+++ Data entries +++
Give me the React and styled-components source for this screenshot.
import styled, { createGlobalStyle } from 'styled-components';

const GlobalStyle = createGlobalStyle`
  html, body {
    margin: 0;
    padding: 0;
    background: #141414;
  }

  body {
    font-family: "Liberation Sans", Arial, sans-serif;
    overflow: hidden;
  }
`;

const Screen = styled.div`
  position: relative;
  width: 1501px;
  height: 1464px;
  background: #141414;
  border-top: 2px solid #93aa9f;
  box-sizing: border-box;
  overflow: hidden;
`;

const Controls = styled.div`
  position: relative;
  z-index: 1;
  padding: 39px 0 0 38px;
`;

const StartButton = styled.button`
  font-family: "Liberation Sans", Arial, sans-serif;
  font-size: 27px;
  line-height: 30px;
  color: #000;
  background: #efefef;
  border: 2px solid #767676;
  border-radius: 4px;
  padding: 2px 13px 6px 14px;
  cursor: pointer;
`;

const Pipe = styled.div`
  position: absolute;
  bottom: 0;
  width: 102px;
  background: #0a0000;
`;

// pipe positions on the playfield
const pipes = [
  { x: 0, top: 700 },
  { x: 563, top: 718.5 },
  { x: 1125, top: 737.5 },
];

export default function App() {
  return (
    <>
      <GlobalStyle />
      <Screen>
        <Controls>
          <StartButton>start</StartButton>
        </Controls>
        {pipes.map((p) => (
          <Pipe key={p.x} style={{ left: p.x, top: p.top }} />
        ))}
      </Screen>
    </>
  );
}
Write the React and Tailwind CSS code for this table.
+++
What you should do: Take the records above and return them exactly as written.

Result below:
Give me the React and styled-components source for this screenshot.
import styled, { createGlobalStyle } from 'styled-components';

const GlobalStyle = createGlobalStyle`
  html, body {
    margin: 0;
    padding: 0;
    background: #141414;
  }

  body {
    font-family: "Liberation Sans", Arial, sans-serif;
    overflow: hidden;
  }
`;

const Screen = styled.div`
  position: relative;
  width: 1501px;
  height: 1464px;
  background: #141414;
  border-top: 2px solid #93aa9f;
  box-sizing: border-box;
  overflow: hidden;
`;

const Controls = styled.div`
  position: relative;
  z-index: 1;
  padding: 39px 0 0 38px;
`;

const StartButton = styled.button`
  font-family: "Liberation Sans", Arial, sans-serif;
  font-size: 27px;
  line-height: 30px;
  color: #000;
  background: #efefef;
  border: 2px solid #767676;
  border-radius: 4px;
  padding: 2px 13px 6px 14px;
  cursor: pointer;
`;

const Pipe = styled.div`
  position: absolute;
  bottom: 0;
  width: 102px;
  background: #0a0000;
`;

// pipe positions on the playfield
const pipes = [
  { x: 0, top: 700 },
  { x: 563, top: 718.5 },
  { x: 1125, top: 737.5 },
];

export default function App() {
  return (
    <>
      <GlobalStyle />
      <Screen>
        <Controls>
          <StartButton>start</StartButton>
        </Controls>
        {pipes.map((p) => (
          <Pipe key={p.x} style={{ left: p.x, top: p.top }} />
        ))}
      </Screen>
    </>
  );
}
Write the React and Tailwind CSS code for this table.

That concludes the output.